Navigating The AGOA Challenge: Uganda’s Post-Removal Resilience

Introduction

The African Growth and Opportunity Act (AGOA) is a United States Trade Act, enacted on 18 May 2000 as Public Law 106 of the 200th Congress. The AGOA legislation has been renewed on different occasions, most recently in 2015, when its period of validity was extended to September 2025.

The African Growth and Opportunity Act (AGOA) has long been a cornerstone of trade relations between African nations and the United States, offering a platform for economic growth and development. However, Uganda found itself at crossroads when USA President Joe Biden announced its removal from AGOA program effective 2024. Citing human rights violations as the primary reason. This development has significant implications for Uganda’s economy and raises questions about the nation’s future trade prospects.

The History of Uganda’s Inclusion in AGOA

Uganda, like many African countries, eagerly embraced AGOA when it was enacted in 2000. This legislation aimed to promote economic development by granting eligible African countries duty-free access to U.S. markets. Uganda’s inclusion was seen as a promising step toward economic advancement, opening doors for increased exports and trade opportunities.

Benefits of AGOA for Uganda

Over the years, AGOA has played a pivotal role in Uganda’s economic landscape. The country experienced notable growth in its exports to the U.S., particularly in sectors such as textiles, agriculture, and manufacturing. AGOA provided Ugandan businesses with a competitive edge, fostering job creation and stimulating economic diversification.

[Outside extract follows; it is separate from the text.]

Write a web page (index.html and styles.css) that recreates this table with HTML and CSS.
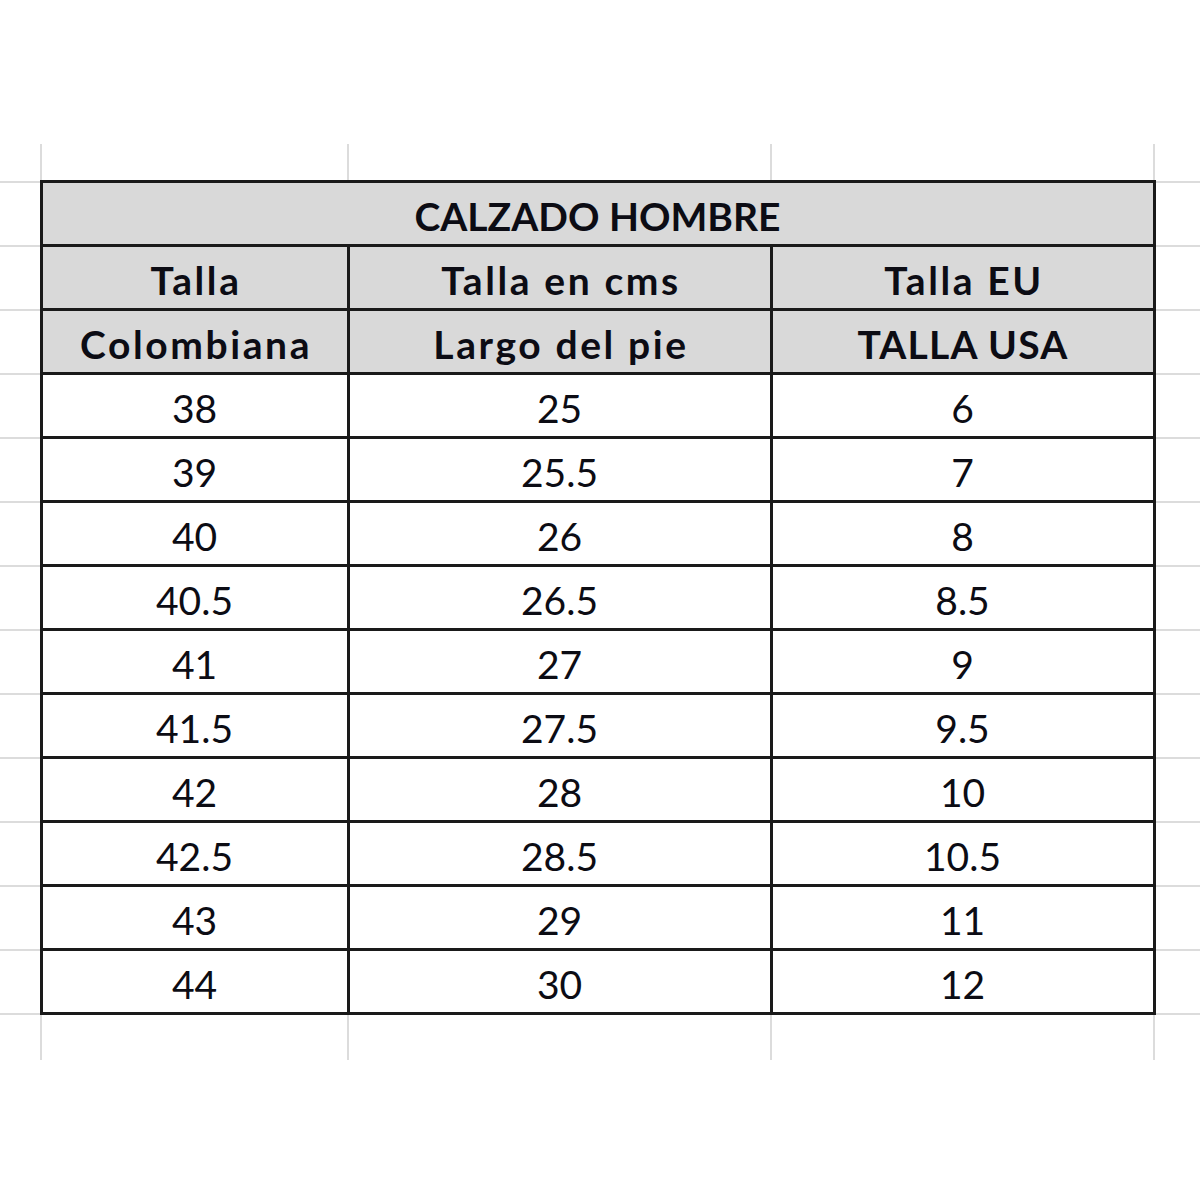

Trade Balance Between the U.S. and Uganda

Statistics reveal a flourishing trade relationship between the U.S. and Uganda under AGOA. Ugandan exports, including agricultural products, apparel, and handicrafts, found a receptive market in the U.S., leading to a favorable trade balance as briefly noted here below.

Under AGOA, Uganda witnessed a significant growth in trade with the United States. The trade balance tilted favorably in Uganda’s direction, with Ugandan exports surging over the years. According to data from the U.S. International Trade Commission (USITC):

  • In 2010, Uganda exported goods worth approximately $53 million to the United States.
  • By 2015, this figure had more than doubled, reaching around $120 million in exports.
  • In 2020, Ugandan exports to the U.S. peaked at an impressive $180 million.

These figures illustrate the burgeoning trade relationship between the two nations, driven by Uganda’s participation in AGOA. The removal of Uganda from AGOA raises concerns about the disruption of this beneficial trade flow and its impact on the country’s economy.

Reasons for Uganda’s Removal from AGOA

Uganda’s removal from AGOA was met with controversy. The U.S. cited human rights violations as the primary rationale for this decision. While specific instances were not detailed, the move underscored the importance of adhering to international standards of human rights, impacting Uganda’s standing in the program.

Economic Impact of Removal

The economic repercussions of Uganda’s removal from AGOA are might not be insignificant to slide by unnoticed. Job losses, decreased foreign investment, and diminished export revenues are anticipated outcomes. The sudden disruption in trade relations with the U.S. poses challenges for Ugandan businesses and may hamper the nation’s overall economic growth.

Mitigation Strategies for Uganda

To mitigate the adverse effects, Uganda must diversify its export markets and seek alternative trade partnerships. Strengthening regional trade within Africa and exploring emerging markets can provide new avenues for Ugandan exports. Additionally, focusing on improving domestic industries and investing in education and skill development can enhance competitiveness on the global stage.

Managing the Situation

Diplomatic efforts are crucial in managing the situation. Uganda must engage in constructive dialogues with the U.S. to address human rights concerns and demonstrate commitment to reforms. Additionally, investing in social programs, education, and healthcare can bolster the nation’s human rights record and improve its international standing.

Conclusion

Uganda’s removal from AGOA marks a challenging period for the nation’s economy. However, with strategic planning, diversified trade relations, and a commitment to human rights reforms, Uganda can navigate these turbulent waters. By embracing change and fostering international cooperation, Uganda can pave the way for a resilient and prosperous future, ensuring that its economy remains vibrant and resilient in the face of adversity.